Между тем дети, донесшие на своих родителей, не были вымыслом идеологических работников. В устной истории описаны подобные случаи из жизни, когда долг оказывался выше семьи. Одна женщина, выросшая на северо-западе страны, в Псковской области, вспоминала историю, случившуюся в ее деревне в 1932 или 1933 году:
«Информант: Даже нельзя было отцу сыну сказать что-то секретное, боялися, настолько этот черный ворон хватал людей.
Собиратель: Боялись, что…
Инф.: Ну, боялись что-то сказать…
Соб.: …боялись, что донесет кто-то?
Инф.: …что донесут. Боялись, очень люди напуганы были. Боялися, что, когда коллективизация началась, это такой кошмар был. Значит, вот в школу мы ходили с ним в четвертый класс, Петя его звали. Евонный дядя, отец убили председателя сельсовета, а почему убили? Значит, объединили весь скот и лошадей. У них, у этих, у Пети и у отца у его, взяли хорошую лошадь, и этот председатель совета на ней ездил, его взяли в колхоз.
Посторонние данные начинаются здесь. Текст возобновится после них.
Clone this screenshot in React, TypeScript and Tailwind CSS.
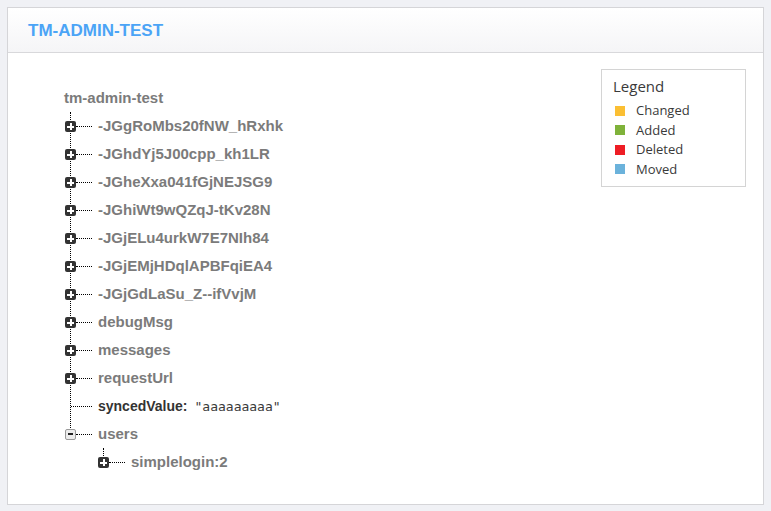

И председатель сельсовета ездил на ней, ну, а им это, видно… Ну, жалко было лошадь, конечно, и они его убили. Они его убили, этого председателя, и свезли в озеро опустили. А лошадь загнали дальше, задушили ее, эту лошадь. И этого председателя сельсовета поймали весной в озере, неводом, ловили рыбаки рыбу и его поймали. И у него к поясу привязан был камень, чтобы он не поднялся, и его поймали. А рассказал все вот этот Петя, мальчик, он видел все, сын, сын тех… которые убивали. Он видел и рассказал, говорит: “Убил дядя… забыла… Матвей, убил дядя Матвей, и была кровь на воротах, мама затирала кровь золой”. Вот это все он рассказал.